Having scrimped enough from allowances and summer jobs, Copland
sailed for Paris in the summer of 1921, where he became the first
American to be accepted as a composition student by Nadia Boulanger,
the most famous music teacher in Europe. Copland studied with her
for three years; during that time he wrote his first large-scale
work, Grohg - music for an imaginary ballet. He met Roussel,
Milhaud, and Prokofiev, and attended important premieres. Summers
in Vienna, Berlin, and Salzburg brought him in touch with the music
of Webern, Bartok, and Hindemith, among many others. During these
years American jazz was becoming hugely popular throughout Europe,
and for the first time Copland took a serious interest in it. This,
together with his growing love for the music of Mussorgsky and Stravinsky,
which was so thoroughly Russian in character, made him keen to develop
a style that was uniquely American.
Soon after returning to the United States, Copland decided to try
his hand at creating his own brand of symphonic jazz. One result
was Music for the Theater (1925), a suite in five parts for
small orchestra, which makes use of syncopated and polymetric rhythms,
and "blue" intervals.

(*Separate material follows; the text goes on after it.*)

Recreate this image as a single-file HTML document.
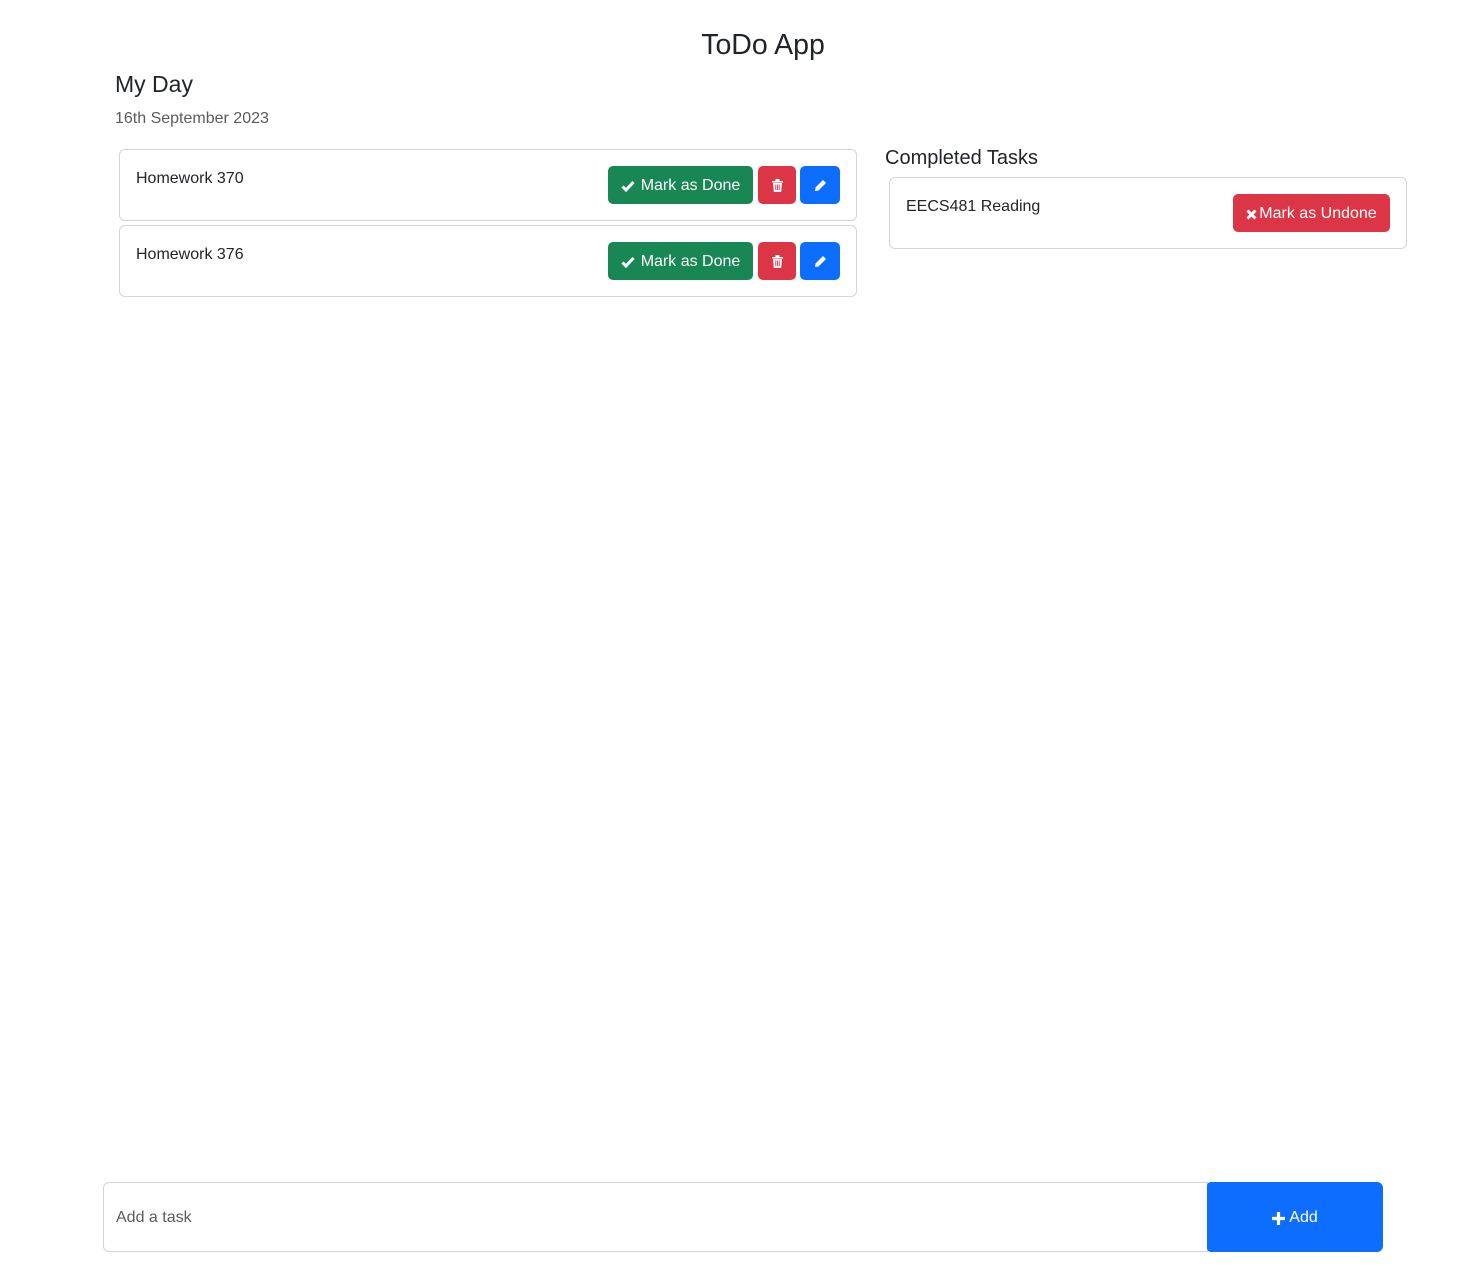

Copland had no particular play in
mind for his work; rather, his music was intended to evoke the variety
of moods found in many plays of the day, the romantic or contemplative
interlude, the dance-like burst of excited activity, even a parody
of burlesque. Brightened with trumpets, trombone, and clarinet,
the music evokes jazz and popular song while remaining distinctively
Copland's: listen for the sudden changes in metre, the irregular
time signatures, the way the spaces inside the music can fill up
or empty out in a heartbeat. And the relaxed lyricism of the Prologue,
Interlude, and Epilogue is already uniquely his own; what's more,
it's uniquely American. Not bad for a 24-year-old.